また、NSAの監視プログラムは過剰な量の情報を傍受しているため、本物のテロリストが企てている本物の計画を目立たなくし、国家をかえって脆弱にしているとの指摘もある。
7 メディアの堕落
スノーデンの暴露後、一部のジャーナリストやメディアがスノーデンと筆者を売国奴や犯罪者とみなし攻撃した。
「機密情報のリークは、国家の安全をおびやかす行為だ」という理由である。
同様の理由から、司法省がFOXニュースのワシントン支局長であるローゼンの行為を犯罪視した。しかしながら、ローゼンの行為はすべて伝統的なニュース番組の範疇に収まるものであった。

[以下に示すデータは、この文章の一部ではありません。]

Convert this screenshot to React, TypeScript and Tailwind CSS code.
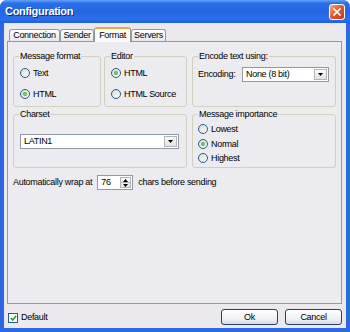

言い換えれば、オバマ政権はジャーナリズムそのものを犯罪視したのだ。
政府とメディアは反対派の人間を人格障害と結びつけ、攻撃した。誹謗者の中にはニューヨーク・タイムズといった政府寄りの一流新聞社も含まれていた。
大企業の構造の中で生きる者は、組織の秩序を乱そうとせず、組織におもねるようになる。こうして彼らは組織の力を自らと同一視し、それと戦うのではなく、服従するすべを身に着けるようになってしまうのだ。
今日、ジャーナリズムの世界に身を置く多くの者にとって、政府から「責任ある」報道というお墨付きをもらうこと(足並みをそろえること)が名誉の証となっている。そしてそれが、アメリカのジャーナリズムが不正を監視する姿勢をどれだけ失ってしまったかを如実に物語っている。